Event-driven Monte Carlo: Exact dynamics at all time scales for discrete-variable models

¹ Departamento de Física, Universidade Federal do Rio Grande do Sul - CP 15051, 91501-970, Porto Alegre, Brazil
² icFRC, IPCMS (UMR 7504) and ISIS (UMR 7006), Université de Strasbourg and CNRS 67000 Strasbourg, France
³ FRIAS, Freiburg Institute for Advanced Studies - 79104 Freiburg, Germany

Received: 7 March 2016
Accepted: 6 June 2016

Abstract

We present an algorithm for the simulation of the exact real-time dynamics of classical many-body systems with discrete energy levels. In the same spirit of kinetic Monte Carlo methods, a stochastic solution of the master equation is found, with no need to define any other phase-space construction. However, unlike existing methods, the present algorithm does not assume any particular statistical distribution to perform moves or to advance the time, and thus is a unique tool for the numerical exploration of fast and ultra-fast dynamical regimes.

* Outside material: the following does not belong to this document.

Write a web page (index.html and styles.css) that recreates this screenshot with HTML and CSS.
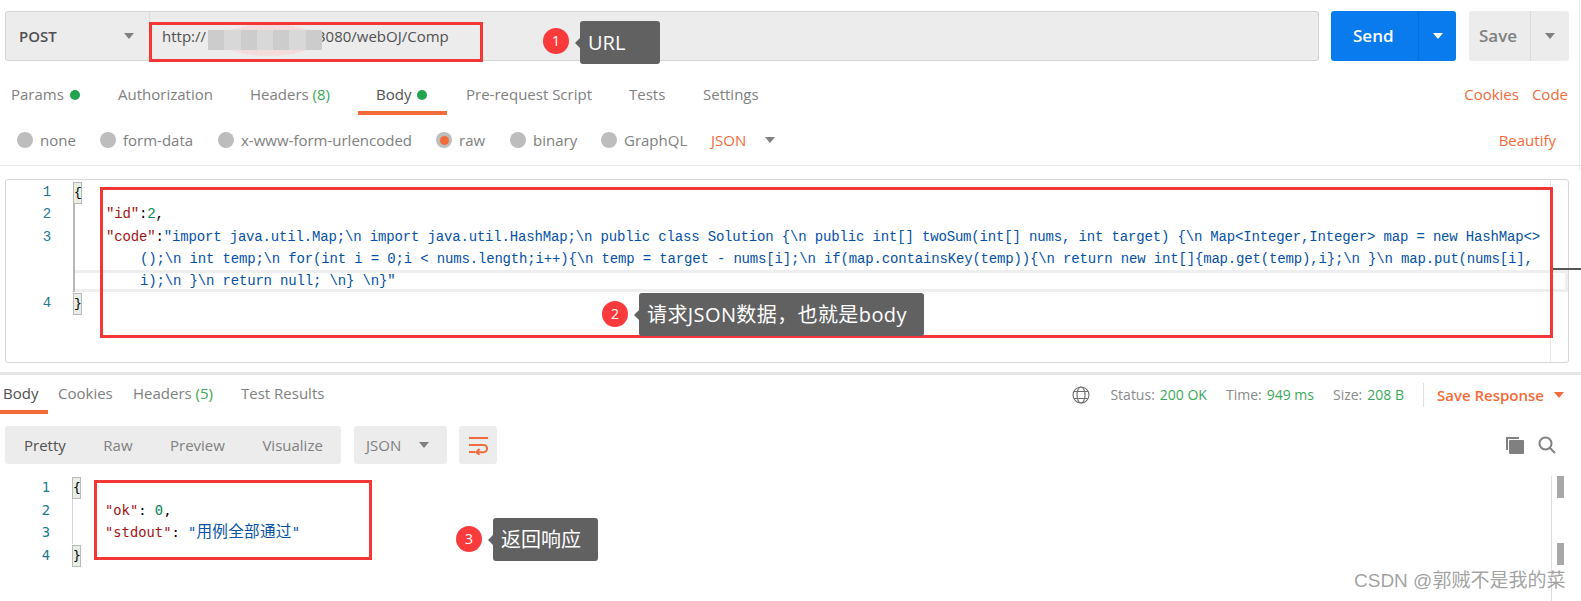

By decomposing the problem in a set of two-level subsystems, we find a natural variable step size, that is well defined from the normalization condition of the transition probabilities between the levels. We successfully test the algorithm with known exact solutions for non-equilibrium dynamics and equilibrium thermodynamical properties of Ising-spin models in one and two dimensions, and compare to standard implementations of kinetic Monte Carlo methods. The present algorithm is directly applicable to the study of the real-time dynamics of a large class of classical Markovian chains, and particularly to short-time situations where the exact evolution is relevant.